Objective: Reply with nothing except the number of lines that contain the word "styles".

Dataset section:
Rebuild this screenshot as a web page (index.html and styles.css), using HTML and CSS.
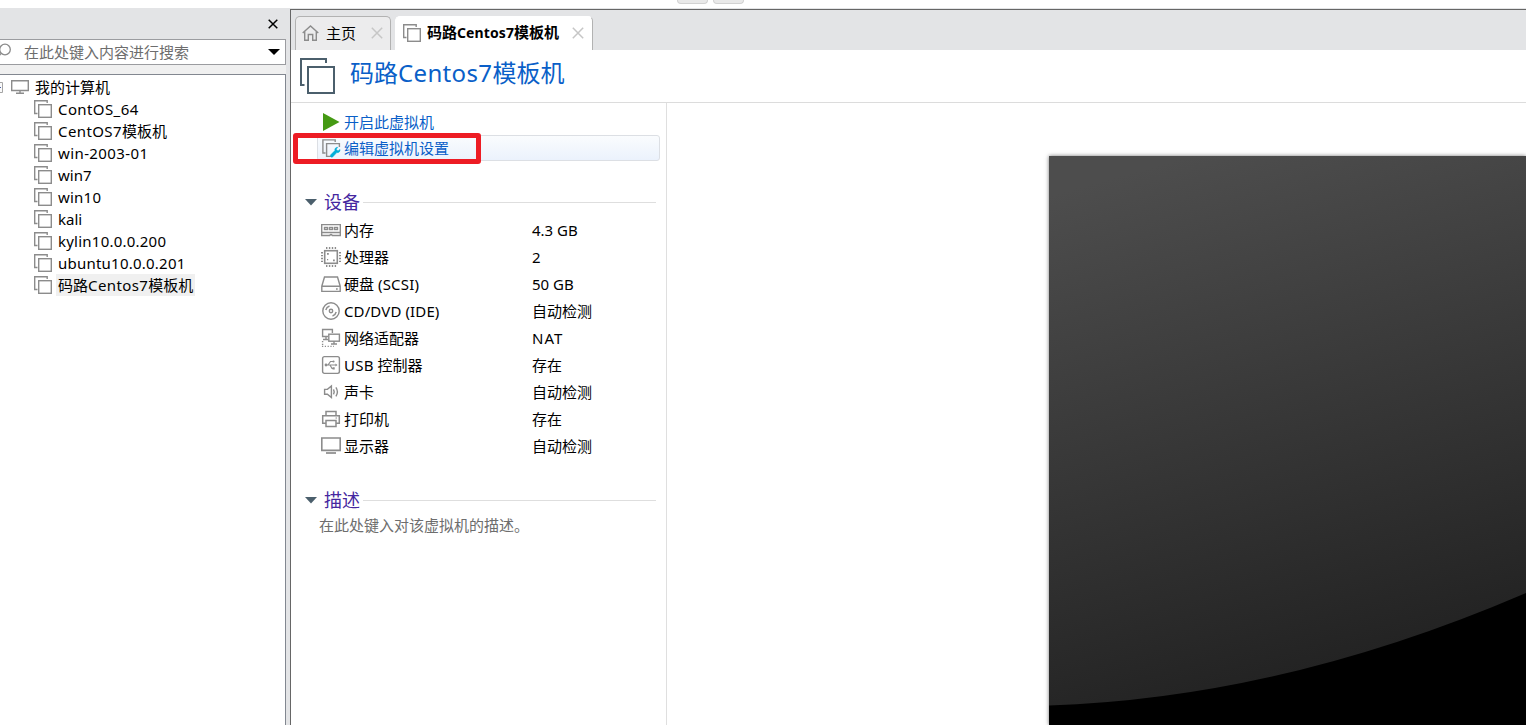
FILE: index.html
```html
<!DOCTYPE html>
<html lang="zh-CN">
<head>
<meta charset="utf-8">
<title>码路Centos7模板机</title>
<link rel="stylesheet" href="styles.css">
</head>
<body>
<svg class="defs" aria-hidden="true">
  <symbol id="vm" viewBox="0 0 18 18"><path d="M3.500 13.500H.7V.7h12.500V3" fill="none" stroke="#8c8c8c" stroke-width="1.400"/><rect x="4.700" y="4.700" width="12.600" height="12.600" fill="#fff" stroke="#8c8c8c" stroke-width="1.400"/></symbol>
  <symbol id="close" viewBox="0 0 12 12"><path d="M.8.8l10.400 10.400M11.200.8L.8 11.200" fill="none" stroke="#c6c6c6" stroke-width="1.500"/></symbol>
</svg>
<div class="toolbar"><span class="tool"></span><span class="tool"></span></div>
<div class="window">
  <aside class="sidebar">
    <div class="side-head"><svg width="10" height="10" viewBox="0 0 10 10"><path d="M.7.7l8.600 8.600M9.300.7L.7 9.300" stroke="#000" stroke-width="1.500"/></svg></div>
    <div class="search">
      <svg class="lens" width="13" height="16" viewBox="0 0 13 16"><circle cx="6" cy="6.500" r="5.300" fill="none" stroke="#8a8a8a" stroke-width="1.300"/><path d="M2.200 10.300L0 13" stroke="#8a8a8a" stroke-width="1.300"/></svg>
      <span class="placeholder">在此处键入内容进行搜索</span>
      <svg class="caret" width="12" height="6" viewBox="0 0 12 6"><path d="M0 0h12L6 6z"/></svg>
    </div>
    <div class="tree">
      <div class="root">
        <svg class="expander" width="3" height="11" viewBox="0 0 3 11"><path d="M0 .5h2.500v10H0" fill="#fafafa" stroke="#a5a5a5"/><path d="M0 5.500h1" stroke="#4a5ea8"/></svg>
        <svg class="pc" width="18" height="14" viewBox="0 0 18 14"><path d="M.7.7h16.600v9.800H.7zM9 10.500v2.500M5 13.300h8" fill="none" stroke="#8c8c8c" stroke-width="1.400"/></svg>
        <span>我的计算机</span>
      </div>
      <div class="node"><svg class="vm"><use href="#vm"/></svg><span class="wide">ContOS_64</span></div>
      <div class="node"><svg class="vm"><use href="#vm"/></svg><span><i class="wide">CentOS7</i>模板机</span></div>
      <div class="node"><svg class="vm"><use href="#vm"/></svg><span class="wide">win-2003-01</span></div>
      <div class="node"><svg class="vm"><use href="#vm"/></svg><span>win7</span></div>
      <div class="node"><svg class="vm"><use href="#vm"/></svg><span class="mid">win10</span></div>
      <div class="node"><svg class="vm"><use href="#vm"/></svg><span>kali</span></div>
      <div class="node"><svg class="vm"><use href="#vm"/></svg><span class="mid">kylin10.0.0.200</span></div>
      <div class="node"><svg class="vm"><use href="#vm"/></svg><span class="mid">ubuntu10.0.0.201</span></div>
      <div class="node selected"><svg class="vm"><use href="#vm"/></svg><span>码路<i class="wide">Centos7</i>模板机</span></div>
    </div>
  </aside>
  <main class="main">
    <nav class="tabs">
      <div class="tab home">
        <svg width="17" height="16" viewBox="0 0 17 16"><path d="M.7 8L8.500 1l7.800 7M2.700 6.500v8.800h3.600V9.500h4.400v5.800h3.600V6.500" fill="none" stroke="#8c8c8c" stroke-width="1.400"/></svg>
        <span>主页</span><svg class="x"><use href="#close"/></svg>
      </div>
      <div class="tab active">
        <svg class="vm"><use href="#vm"/></svg>
        <span>码路<i>Centos7</i>模板机</span><svg class="x"><use href="#close"/></svg>
      </div>
    </nav>
    <header class="title">
      <svg width="36" height="36" viewBox="0 0 36 36"><path d="M5.500 27H2V1h25v4" fill="none" stroke="#4b5f6c" stroke-width="2"/><rect x="9" y="9" width="26" height="26" fill="#fff" stroke="#4b5f6c" stroke-width="2"/></svg>
      <h1>码路<i>Centos7</i>模板机</h1>
    </header>
    <div class="content">
      <section class="panel">
        <div class="actions">
          <div class="action"><svg width="17" height="18" viewBox="0 0 17 18"><path d="M0 0l16.500 9L0 18z" fill="#459a13"/></svg><span>开启此虚拟机</span></div>
          <div class="action hover"><svg width="19" height="19" viewBox="0 0 19 19"><path d="M3.500 14H.9V.9h12.300V3M9 17.400H4.600V4.600h12.800V8" fill="none" stroke="#8c8c8c" stroke-width="1.400"/><path d="M8.700 15.800l4.200-4.200c-.4-1.800.8-3.500 2.900-3.300l-1.600 1.900 1.800 1.700 2-1.500c.4 2.200-1.300 3.600-3.200 3.200L10.600 18c-1.300.9-2.800-.8-1.900-2.200z" fill="#00aed8" stroke="#00aed8" stroke-width=".5"/></svg><span>编辑虚拟机设置</span><b class="mark"></b></div>
        </div>
        <h2><svg width="12" height="7" viewBox="0 0 12 7"><path d="M0 0h12L6 6.500z" fill="#4b5f6c"/></svg><span>设备</span></h2>
        <dl class="devices">
          <dt><svg viewBox="0 0 20 20"><g fill="none" stroke="#8c8c8c" stroke-width="1.400"><path d="M.7 15.500V4.600h18.600v10.900"/><rect x="3.500" y="7.500" width="3" height="2"/><rect x="8.500" y="7.500" width="3" height="2"/><rect x="13.500" y="7.500" width="3" height="2"/><path d="M0 12.500h20M0 15.500h8.700q1.300-2 2.600 0H20"/></g></svg><span>内存</span></dt><dd>4.3 GB</dd>
          <dt><svg viewBox="0 0 20 20"><g fill="none" stroke="#8c8c8c"><rect x="3.700" y="3.700" width="12.600" height="12.600" stroke-width="1.600"/><path d="M5 1h11M5 19h11" stroke-width="2" stroke-dasharray="1.400 1.500"/><path d="M1 5v11M19 5v11" stroke-width="2" stroke-dasharray="1.400 1.500"/></g><path d="M6 6h1.800v1.800H6zM12 12.500h1.800v1.800H12zM6 12h1.200v1.200H6z" fill="#8c8c8c"/></svg><span>处理器</span></dt><dd>2</dd>
          <dt><svg viewBox="0 0 20 20"><g fill="none" stroke="#8c8c8c" stroke-width="1.400"><path d="M.8 12.200L3.500 3h13l2.700 9.200v5.200H.8zM.8 12.200h18.400"/><path d="M15 15h1.700"/></g></svg><span>硬盘 <i class="mid">(SCSI)</i></span></dt><dd>50 GB</dd>
          <dt><svg viewBox="0 0 20 20"><g fill="none" stroke="#8c8c8c" stroke-width="1.400"><circle cx="10" cy="10" r="8.200"/><circle cx="10" cy="10" r="1.700"/><path d="M4.800 9Q5.500 6 8.500 5M15.200 11q-.7 3-3.700 4"/></g></svg><span class="slight">CD/DVD (IDE)</span></dt><dd>自动检测</dd>
          <dt><svg viewBox="0 0 20 20"><g fill="none" stroke="#8c8c8c" stroke-width="1.400"><path d="M7 8.500H1.600v-7h9.800v3.500M5 8.500v3M2 11.500h5"/><rect x="7.800" y="6.200" width="10.600" height="7"/><path d="M13 13v3M10 16h6"/><path d="M1.600 13v6M1 18.400h12" stroke-dasharray="1.200 1.600"/></g></svg><span>网络适配器</span></dt><dd class="nat">NAT</dd>
          <dt><svg viewBox="0 0 20 20"><rect x="1.600" y="1.600" width="16.800" height="16.800" rx="1.800" fill="none" stroke="#8c8c8c" stroke-width="1.400"/><g fill="none" stroke="#8c8c8c" stroke-width="1.200"><path d="M5 10h10M7 10l2.500-3.500H12M9 10l2 3.500h2"/></g><g fill="#8c8c8c"><circle cx="5" cy="10" r="1.400"/><circle cx="12.500" cy="6.500" r="1.100"/><path d="M11.500 12.300h2.200v2.200h-2.200zM14.500 8.500v3l2-1.500z"/></g></svg><span><i class="mid">USB</i> 控制器</span></dt><dd>存在</dd>
          <dt><svg viewBox="0 0 20 20"><path d="M3.600 7.400h2.800L10.400 4v11.600l-4-3.300H3.600zM12.500 7.300q1.400 2.500 0 5M14.900 5.300q3 4.500 0 9" fill="none" stroke="#8c8c8c" stroke-width="1.400"/></svg><span>声卡</span></dt><dd>自动检测</dd>
          <dt><svg viewBox="0 0 20 20"><path d="M5 6.500V2.400h10v4.100M5 14.200H1.700V6.800h16.600v7.400H15M5 11.500h10v6H5z" fill="none" stroke="#8c8c8c" stroke-width="1.500"/><path d="M14.500 9h1.500" stroke="#8c8c8c"/></svg><span>打印机</span></dt><dd>存在</dd>
          <dt><svg viewBox="0 0 20 20"><path d="M.8 2h18.400v12.400H.8z" fill="none" stroke="#8c8c8c" stroke-width="1.600"/><path d="M5 17h10" stroke="#8c8c8c" stroke-width="1.700"/></svg><span>显示器</span></dt><dd>自动检测</dd>
        </dl>
        <h2><svg width="12" height="7" viewBox="0 0 12 7"><path d="M0 0h12L6 6.500z" fill="#4b5f6c"/></svg><span>描述</span></h2>
        <p class="desc">在此处键入对该虚拟机的描述。</p>
      </section>
      <section class="preview">
        <svg class="screen" viewBox="0 0 477 569">
          <defs><linearGradient id="g" gradientUnits="userSpaceOnUse" x1="10" y1="37" x2="156" y2="557"><stop offset="0" stop-color="#4d4d4d"/><stop offset="1" stop-color="#222"/></linearGradient></defs>
          <path d="M0 0h477v569H0z"/><path d="M0 0h477v437Q233 542 0 549.500z" fill="url(#g)"/>
        </svg>
      </section>
    </div>
  </main>
</div>
</body>
</html>
```

FILE: styles.css
```css
* { box-sizing: border-box; }
body { margin: 0; width: 1526px; height: 725px; overflow: hidden; background: #fff; color: #000; font: 15px/22px "Noto Sans", "Noto Sans CJK SC", sans-serif; display: flex; flex-direction: column; }
svg { display: block; flex: none; }
i { font-style: normal; }
span, dd, h1 { white-space: nowrap; }
.defs { position: absolute; width: 0; height: 0; }
.vm { width: 18px; height: 18px; }
.slight { letter-spacing: .12px; }
.mid { letter-spacing: .23px; }
.wide { letter-spacing: .4px; }
.nat { letter-spacing: 1px; }

.toolbar { height: 8px; flex: none; display: flex; gap: 5px; padding-left: 677px; }
.tool { width: 31px; height: 4px; background: #e9e9e9; border: 1px solid #d2d2d2; border-top: 0; border-radius: 0 0 4px 4px; }
.window { flex: 1; min-height: 0; display: flex; background: #e3e4e6; }

.sidebar { width: 290px; flex: none; display: flex; flex-direction: column; padding-right: 4px; }
.side-head { height: 31px; flex: none; display: flex; justify-content: flex-end; padding: 11px 8px 0 0; }
.search { height: 26px; flex: none; background: #fff; border: 1px solid #9b9ca0; border-left: 0; display: flex; align-items: center; }
.lens { margin: -2px 12px 0 -1px; }
.placeholder { flex: 1; color: #6d6d6d; }
.caret { margin-right: 5px; }
.tree { margin-top: 9px; flex: 1; background: #fff; border: solid #828790; border-width: 1px 1px 0 0; padding-top: 1px; box-shadow: 0 -9px #f0f0f0; }
.root, .node { height: 22px; display: flex; align-items: center; }
.pc { margin: 0 6px 0 8px; }
.node { padding-left: 34px; gap: 4px; }
.node span { padding: 0 2px; line-height: 22px; }
.selected span { background: #f0f0f0; }

.main { flex: 1; min-width: 0; margin-top: 1px; border: solid #666; border-width: 1px 0 0 1px; background: #fff; display: flex; flex-direction: column; }
.tabs { height: 40px; flex: none; background: #e3e4e6; display: flex; align-items: flex-end; gap: 4px; padding-left: 4px; }
.tab { height: 34px; display: flex; align-items: center; border: 1px solid #b2b2b2; border-bottom: 0; border-radius: 5px 5px 0 0; padding-bottom: 2px; }
.home { width: 96px; background: #ececed; padding-left: 6px; }
.home span { margin: 0 15px 0 7px; }
.active { width: 198px; background: #fff; border-left-color: #fff; border-top-color: #fff; padding-left: 7px; }
.active span { font-weight: 700; margin: 0 13px 0 6px; }
.active i { font-size: 14px; letter-spacing: .1px; }
.x { width: 12px; height: 12px; }
.title { height: 53px; flex: none; border-bottom: 1px solid #dcdcdc; display: flex; align-items: center; padding-left: 8px; gap: 15px; }
h1 { margin: 0; font-size: 24px; line-height: 32px; font-weight: 400; color: #0a5fc8; padding-bottom: 7px; }
h1 i { letter-spacing: .35px; }

.content { flex: 1; min-height: 0; display: flex; }
.panel { width: 376px; flex: none; border-right: 1px solid #dfdfdf; padding: 6px 10px 0 14px; }
.actions { height: 79px; margin: 0 -4px 0 12px; color: #0a5fc8; }
.action { height: 26px; display: flex; align-items: center; border: 1px solid transparent; border-radius: 3px; padding-left: 5px; gap: 4px; position: relative; }
.hover { background: linear-gradient(#fafcfe, #ebf2fc); border-color: #dcdfe4; padding-left: 4px; gap: 3px; }
.mark { position: absolute; left: -25px; top: -3px; width: 188px; height: 31px; border: 5px solid #ed1c24; border-radius: 3px; }
h2 { margin: 0; height: 28px; display: flex; align-items: center; font-size: 18px; font-weight: 400; color: #4527a0; }
h2 span { margin: 0 3px 0 7px; }
h2::after { content: ""; flex: 1; height: 1px; background: #dedede; }
.devices { margin: 0; padding-left: 16px; display: grid; grid-template-columns: 211px 1fr; grid-auto-rows: 27px; align-items: center; height: 270px; }
dt { display: flex; align-items: center; gap: 3px; }
dt svg { width: 20px; height: 20px; }
dd { margin: 0; }
.desc { margin: 0; padding-left: 14px; color: #6d6d6d; }
.preview { flex: 1; padding: 53px 0 0 382px; overflow: hidden; }
.screen { width: 477px; height: 569px; box-shadow: 0 0 4px rgba(0,0,0,.55); }
```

Written solution: 3